The Mexican government began to clamp down on drug cartels in late
2006, unleashing a war that daily deposits dozens of bodies — often gruesomely
tortured — on Mexico’s streets. President Felipe Calderón has
characterized the stream of smuggled weapons as one of the most significant
threats to security in his country. The Mexican authorities say they seized
20,000 weapons from drug gangs in 2008, the majority bought in the United
States.
The authorities in the United States say they do not know how many
firearms are transported across the border each year, in part because the
federal government does not track gun sales and traces only weapons used in crimes.
But A.T.F. officials estimate 90 percent of the weapons recovered in Mexico
come from dealers north of the border.
In 2007, the firearms agency traced 2,400 weapons seized in Mexico
back to dealers in the United States, and 1,800 of those came from dealers
operating in the four states along the border, with Texas first, followed by
California, Arizona and New Mexico.
Mr. Iknadosian is accused of being one of those dealers. So brazen
was his operation that the smugglers paid him in advance for the guns and the
straw buyers merely filled out the required paperwork and carried the weapons
off, according to A.T.F. investigative reports. The agency said Mr. Iknadosian
also sold several guns to undercover agents who had explicitly informed him
that they intended to resell them in Mexico.
Mr. Iknadosian, 47, will face trial on March 3 on charges
including fraud, conspiracy and assisting a criminal syndicate. His lawyer,
Thomas M. Baker, declined to comment on the charges, but said Mr. Iknadosian
maintained his innocence. No one answered the telephone at Mr. Iknadosian’s
home in Glendale, Ariz.
A native of Egypt who spent much of his life in California, Mr.
Iknadosian moved his gun-selling operation to Arizona in 2004, because the gun
laws were more lenient, prosecutors said.
Over the two years leading up to his arrest last May, he sold more
than 700 weapons of the kind currently sought by drug dealers in Mexico,
including 515 AK-47 rifles and one .50 caliber rifle that can penetrate an
engine block or bulletproof glass, the A.T.F. said.

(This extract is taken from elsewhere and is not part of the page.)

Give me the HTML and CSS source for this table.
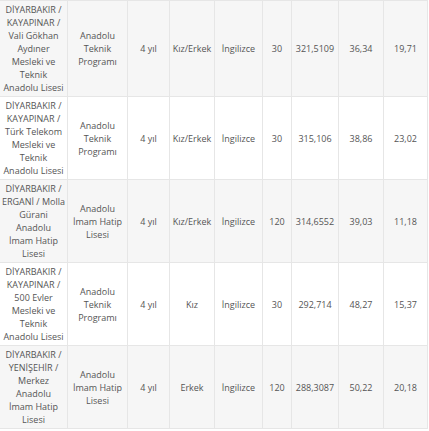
FILE: index.html
```html
<!DOCTYPE html>
<html lang="tr">
<head>
<meta charset="utf-8">
<link rel="stylesheet" href="styles.css">
</head>
<body>
<table class="grid">
  <colgroup>
    <col class="c1"><col class="c2"><col class="c3"><col class="c4"><col class="c5"><col class="c6"><col class="c7"><col class="c8"><col class="c9">
  </colgroup>
  <tbody>
    <tr class="alt">
      <td>DİYARBAKIR /<br>KAYAPINAR /<br>Vali Gökhan<br>Aydıner<br>Mesleki ve<br>Teknik<br>Anadolu Lisesi</td>
      <td>Anadolu<br>Teknik<br>Programı</td>
      <td>4 yıl</td>
      <td>Kız/Erkek</td>
      <td>İngilizce</td>
      <td>30</td>
      <td>321,5109</td>
      <td>36,34</td>
      <td>19,71</td>
    </tr>
    <tr>
      <td>DİYARBAKIR /<br>KAYAPINAR /<br>Türk Telekom<br>Mesleki ve<br>Teknik<br>Anadolu Lisesi</td>
      <td>Anadolu<br>Teknik<br>Programı</td>
      <td>4 yıl</td>
      <td>Kız/Erkek</td>
      <td>İngilizce</td>
      <td>30</td>
      <td>315,106</td>
      <td>38,86</td>
      <td>23,02</td>
    </tr>
    <tr class="alt">
      <td>DİYARBAKIR /<br>ERGANİ / Molla<br>Gürani<br>Anadolu<br>İmam Hatip<br>Lisesi</td>
      <td>Anadolu<br>İmam Hatip<br>Lisesi</td>
      <td>4 yıl</td>
      <td>Kız/Erkek</td>
      <td>İngilizce</td>
      <td>120</td>
      <td>314,6552</td>
      <td>39,03</td>
      <td>11,18</td>
    </tr>
    <tr>
      <td>DİYARBAKIR /<br>KAYAPINAR /<br>500 Evler<br>Mesleki ve<br>Teknik<br>Anadolu Lisesi</td>
      <td>Anadolu<br>Teknik<br>Programı</td>
      <td>4 yıl</td>
      <td>Kız</td>
      <td>İngilizce</td>
      <td>30</td>
      <td>292,714</td>
      <td>48,27</td>
      <td>15,37</td>
    </tr>
    <tr class="alt">
      <td>DİYARBAKIR /<br>YENİŞEHİR /<br>Merkez<br>Anadolu<br>İmam Hatip<br>Lisesi</td>
      <td>Anadolu<br>İmam Hatip<br>Lisesi</td>
      <td>4 yıl</td>
      <td>Erkek</td>
      <td>İngilizce</td>
      <td>120</td>
      <td>288,3087</td>
      <td>50,22</td>
      <td>20,18</td>
    </tr>
  </tbody>
</table>
</body>
</html>
```
FILE: styles.css
```css
html, body {
  margin: 0;
  padding: 0;
  background: #ffffff;
}
.grid {
  border-collapse: collapse;
  table-layout: fixed;
  width: 429px;
  margin: 0 0 0 -1px;
  font-family: "Open Sans", "Liberation Sans", sans-serif;
  font-size: 9px;
  line-height: 13px;
  color: #555555;
}
.c1 { width: 68px; }
.c2 { width: 60px; }
.c3 { width: 42px; }
.c4 { width: 45px; }
.c5 { width: 48px; }
.c6 { width: 29px; }
.c7 { width: 47px; }
.c8 { width: 45px; }
.c9 { width: 44px; }
.grid td {
  border: 1px solid #e6e6e6;
  padding: 2px 0;
  text-align: center;
  vertical-align: middle;
  white-space: nowrap;
}
.grid tr.alt td {
  background: #f6f6f6;
}
```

Based on the store’s records and the statements of some
defendants, investigators estimate at least 600 of those weapons were smuggled
to Mexico. So far, the Mexican authorities have seized seven of the
Kalashnikov-style rifles from gunmen for the Beltrán Leyva cartel who had
battled with the police.
The store was also said to be the source for a Colt .38-caliber
pistol stuck in the belt of a reputed drug kingpin, Alfredo Beltrán Leyva, when
he was arrested a year ago in the Sinaloan town of Culiacán. Also linked to the
store was a diamond-studded handgun carried by another reputed mobster, Hugo
David Castro, known as El Once, who was arrested in November on charges he took
part in killing a state police chief in Sonora.

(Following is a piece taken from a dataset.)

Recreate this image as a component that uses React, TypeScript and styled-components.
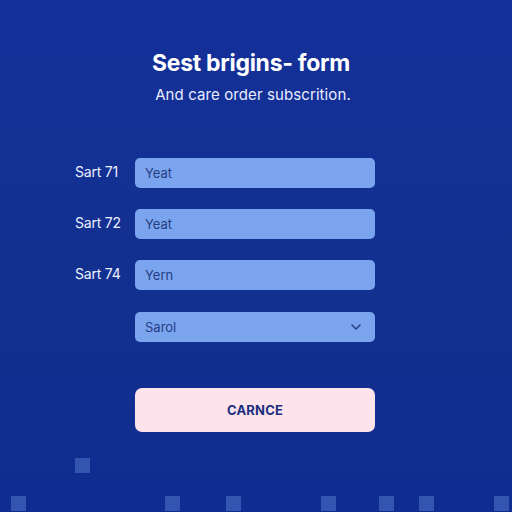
import React from "react";
import styled, { createGlobalStyle } from "styled-components";

const Global = createGlobalStyle`
  html, body { margin: 0; padding: 0; }
  body { font-family: Inter, "Liberation Sans", Arial, sans-serif; }
`;

const Page = styled.div`
  position: relative;
  width: 512px;
  height: 512px;
  overflow: hidden;
  background: linear-gradient(180deg, #14309a 0%, #12308e 60%, #0f2c92 100%);
  display: flex;
  flex-direction: column;
  align-items: center;
  box-sizing: border-box;
  padding-top: 48px;
`;

const Title = styled.h1`
  margin: 0;
  font-size: 23px;
  line-height: 30px;
  font-weight: 700;
  color: #ffffff;
  letter-spacing: -0.3px;
  margin-left: -10px;
`;

const Subtitle = styled.p`
  margin: 7px 0 0;
  font-size: 15px;
  line-height: 20px;
  color: #e8ecff;
  letter-spacing: 0.1px;
  margin-left: -6px;
`;

const Form = styled.div`
  margin-top: 53px;
  display: grid;
  grid-template-columns: 60px 240px;
  row-gap: 21px;
  align-items: center;
  align-self: flex-start;
  margin-left: 75px;
`;

const Label = styled.span`
  font-size: 14px;
  color: #eef1ff;
  letter-spacing: -0.2px;
  align-self: start;
  padding-top: 5px;
`;

const Field = styled.div<{ $select?: boolean }>`
  grid-column: 2;
  height: 30px;
  border-radius: 5px;
  background: #7ba4ee;
  display: flex;
  align-items: center;
  justify-content: space-between;
  padding: 0 14px 0 10px;
  box-sizing: border-box;
  font-size: 13px;
  color: #263d82;
  margin-top: ${(p) => (p.$select ? "1px" : "0")};
`;

const Spacer = styled.div`
  grid-column: 1;
`;

const Button = styled.button`
  margin-top: 46px;
  align-self: flex-start;
  margin-left: 135px;
  width: 240px;
  height: 44px;
  border: none;
  border-radius: 7px;
  background: #fde3ec;
  color: #1b2f80;
  font-family: inherit;
  font-weight: 700;
  font-size: 13px;
  letter-spacing: 0.2px;
`;

const Square = styled.div`
  position: absolute;
  width: 15px;
  height: 15px;
  background: #3a5cb4;
  opacity: 0.85;
`;

const squares: [number, number][] = [
  [75, 458],
  [11, 496],
  [165, 496],
  [226, 496],
  [321, 496],
  [379, 496],
  [419, 496],
  [494, 496],
];

export default function App() {
  return (
    <>
      <Global />
      <Page>
        <Title>Sest brigins- form</Title>
        <Subtitle>And care order subscrition.</Subtitle>
        <Form>
          <Label>Sart 71</Label>
          <Field>Yeat</Field>
          <Label>Sart 72</Label>
          <Field>Yeat</Field>
          <Label>Sart 74</Label>
          <Field>Yern</Field>
          <Spacer />
          <Field $select>
            <span>Sarol</span>
            <svg width="10" height="6" viewBox="0 0 10 6" fill="none">
              <path d="M1 1 L5 5 L9 1" stroke="#263d82" strokeWidth="1.5" strokeLinecap="round" strokeLinejoin="round" />
            </svg>
          </Field>
        </Form>
        <Button>CARNCE</Button>
        {squares.map(([x, y], i) => (
          <Square key={i} style={{ left: x, top: y }} />
        ))}
      </Page>
    </>
  );
}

According to reports by A.T.F. investigators, Mr. Iknadosian sold
more than 60 assault rifles in late 2007 and early 2008 to straw buyers working
for two brothers — Hugo Miguel Gamez, 26, and Cesar Bojorguez Gamez, 27 — who
then smuggled them into Mexico.
The brothers instructed the buyers to show up at X-Caliber Guns
and to tell Mr. Iknadosian they were there to pick up guns for “Cesar” or “C,”
the A.T.F. said. Mr. Iknadosian then helped the buyers fill out the required
federal form, called the F.B.I. to check their
records and handed over the rifles. The straw buyers would then meet one of the
brothers to deliver the merchandise. They were paid $100 a gun.
The Gamez brothers have pleaded guilty to a count of attempted
fraud. Seven of the buyers arrested last May have pleaded guilty to lesser
charges and have agreed to testify against Mr. Iknadosian, prosecutors said.
In one transaction, Mr. Iknadosian gave advice about how to buy
weapons and smuggle them to a person who turned out to be an informant who was
recording him, according to a transcript. He told the informant to break the
sales up into batches and never to carry more than two weapons in a car.
“If you got pulled over, two is no biggie,” Mr. Iknadosian is
quoted as saying in the transcript. “Four is a question. Fifteen is, ‘What are
you doing?’ ”
NEW YORK TIMES
February 27, 2009
Editorial
The Drug Cartels’ Right to Bear Arms
The hypocrisy grows all too gruesome: The Justice Department
pronounced the Mexican drug cartels “a national security threat” this week,
even as American gun dealers along the border were busily arming the cartels’
murderous gangs. Mexico complains that American dealers supplied most of the
20,000 weapons seized last year in drug wars in which 6,000 Mexicans died.
A vast arms bazaar is rampant along the four border states,
enabled by porous to nonexistent American gun laws. Straw buyers can pick up
three or four high-powered war rifles from one of more than 6,600 border
dealers and hand them off to smugglers. They easily return to Mexico, where gun
laws are far less permissive.
Licensed dealers routinely recruit buyers with clean criminal
records to foil weak laws and feed the deadly pipeline, according to a report
by James C. McKinley Jr. in The Times. The countless unlicensed “gun
enthusiasts” free to deal battlefield rifles at weekend shows, thanks to
loophole-ridden laws, are a second source.
The federal government is allowed to only trace weapons used in
crimes and has no idea of the full scope of the border trade, which accounts
for 9 out of 10 recovered weapons.
One dealer exploited the lack of federal controls by packing up
his California shop, where laws were tougher, and moving to the lenient Arizona
border. He is accused of selling hundreds of AK-47 rifles to the cartels before
he was finally arrested in a sting by undercover agents. He’s more the
exception. At best, 200 agents work the border expanse where gun smugglers
operate as a “parade of ants,” in the words of one frustrated prosecutor.
There should be enormous shame on this side of the border that
America’s addiction to drugs is bolstered by its feckless gun controls. Firm
federal law is urgently needed if the homicidal cartels are to be seriously
challenged as a threat to national security.